In an era where people are more self-obsessed than ever, to me the dumbest thing that has come out of the "instant gratification" age is the Gender Reveal video. I fucking hate these things like poison. They are the "meeting that could've happened over email" of social media posts. These are the most unnecessary of the social media posts going. Look, I love to share stuff about myself online that nobody gives a shit about too, this website for example. But at least I'm trying to make people laugh. These ass holes are just bragging about the fact their eggs aren't scrambled. Congrats on the sex, again!
People have decided that not only is a lengthy social media post revealing that you're expecting not enough, but now an elaborate production is necessary to tell your 517 facebook friends who don't give a fuck that you're having a daughter. Congrats.
Sure the videos can be unintentionally funny at times, Gordon Hayward's "daddy's always happy" video being a prime example of such.
But for the most part it's the same thing, people finding out the gender of their unborn baby, while I root for a miscarriage.
I don't even understand the whole reason for the party. Like are there gifts? What do you get someone for a gender reveal party other than new friends? Like you're pregnant, you can't even get fucked up. Maybe a glass of red wine for the antioxidants or a nice contact high at absolute best case scenario? Idk. I just cannot fathom a worse place to be on earth, than sober at a gender reveal party.

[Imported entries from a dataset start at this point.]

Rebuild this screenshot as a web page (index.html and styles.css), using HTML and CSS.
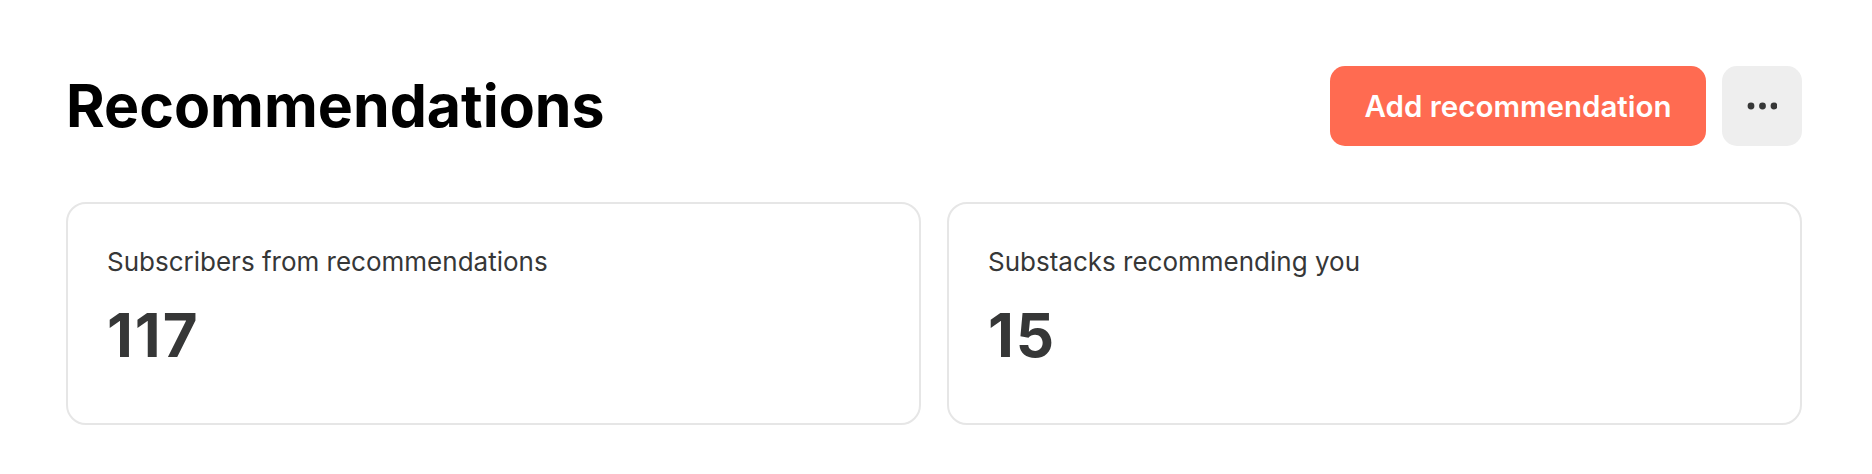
FILE: index.html
```html
<!DOCTYPE html>
<html lang="en">
<head>
<meta charset="utf-8">
<title>Recommendations</title>
<link rel="stylesheet" href="styles.css">
</head>
<body>
<main class="page">
  <header class="header">
    <h1 class="title">Recommendations</h1>
    <div class="actions">
      <button class="btn-primary" type="button">Add recommendation</button>
      <button class="btn-more" type="button" aria-label="More">
        <svg width="30" height="8" viewBox="0 0 30 8" aria-hidden="true">
          <circle cx="4" cy="4" r="3.4" fill="#363737"/>
          <circle cx="15.5" cy="4" r="3.4" fill="#363737"/>
          <circle cx="27" cy="4" r="3.4" fill="#363737"/>
        </svg>
      </button>
    </div>
  </header>
  <section class="stats">
    <div class="card">
      <div class="card-label">Subscribers from recommendations</div>
      <div class="card-value">117</div>
    </div>
    <div class="card">
      <div class="card-label">Substacks recommending you</div>
      <div class="card-value">15</div>
    </div>
  </section>
</main>
</body>
</html>
```
FILE: styles.css
```css
* { box-sizing: border-box; }
html, body { margin: 0; padding: 0; background: #ffffff; }
body { font-family: Inter, "Noto Sans", "Liberation Sans", sans-serif; color: #363737; }

.page {
  padding: 66px 70px 0 66px;
}

.header {
  display: flex;
  align-items: center;
  justify-content: space-between;
  height: 80px;
}

.title {
  margin: 0;
  font-size: 59px;
  font-weight: 700;
  line-height: 80px;
  color: #000000;
  letter-spacing: 0;
}

.actions {
  display: flex;
  gap: 16px;
}

.btn-primary {
  width: 376px;
  height: 80px;
  border: none;
  border-radius: 15px;
  background: #ff6b51;
  color: #ffffff;
  font-family: inherit;
  font-size: 29.5px;
  font-weight: 600;
  padding: 0;
}

.btn-more {
  width: 80px;
  height: 80px;
  border: none;
  border-radius: 15px;
  background: #eeeeee;
  display: flex;
  align-items: center;
  justify-content: center;
  padding: 0;
}

.stats {
  display: grid;
  grid-template-columns: 1fr 1fr;
  gap: 26px;
  margin-top: 56px;
}

.card {
  border: 2px solid #e6e6e6;
  border-radius: 20px;
  padding: 43px 38px 58px 39px;
}

.card-label {
  font-size: 26px;
  line-height: 30px;
  color: #363737;
}

.card-value {
  margin-top: 28px;
  font-size: 60px;
  line-height: 60px;
  font-weight: 700;
  letter-spacing: 2px;
  color: #363737;
}
```
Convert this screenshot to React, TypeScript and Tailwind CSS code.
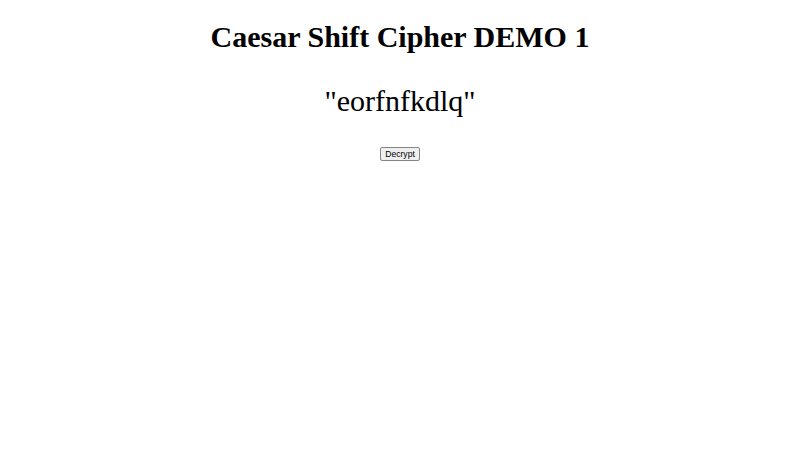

Enter, Dennis Dickey, a (I would have to assume former) Border Patrol agent who thought it'd be a good idea to shoot at explosives to tell the world he's having a son. It appears this reveal truly did backfire, as it caused a 45,000 acre fire that caused over 8 million dollars in damage.
In the terms of his settlement, Dennis Dickey has to pay back $500 a month for 20 years. $220,000 in total. Which all things considered isn't that bad. He's lucky nobody fucking died during due to his stupidity. I mean what was the end game here dude? .04 seconds of blue for your redneck friends to like on the facebook app of their cracked iPhone 4s? How can he be "smart" enough to make this explosive but dumb enough to not know that fire + trees = bad?
Personally, I'm upset this guy doesn't have to pay back the full 8 million. Fuck that. Over 45,000 acres of this great nation is ruined because your dumbass thought an explosion in the middle of a dry ass desert was a good idea. I think this is clear evidence that this guy should not be a father. He might as well have just set his target up in a match factory, I mean look at that thing before it goes off. It might as well be in the jungle.
I'd like to think there can be a happy ending from this story, maybe this will be a teaching moment for this nation and cause people to think? I mean fads come and go, there was a time where people got tricked into thinking a rock was a god damned pet, so anything is possible? I'm really just hoping 20 years from now we can laugh at how stupid and egomaniacal the age of gender reveal ceremonies were and not the loss of a national park due to wild-fire.
As for those of you reading this, if you're with child, next time just tweet it out and worry about raising your kid instead of getting likes from people you wouldn't even call to tell you're expecting.
I do feel really shitty for this kid. You get to live your whole life knowing that you're the reason you're family is poor. Yikes. I'm sure his father won't take it out on him at all. Every time you look at that kid you get a reminder that kids will ruin your life.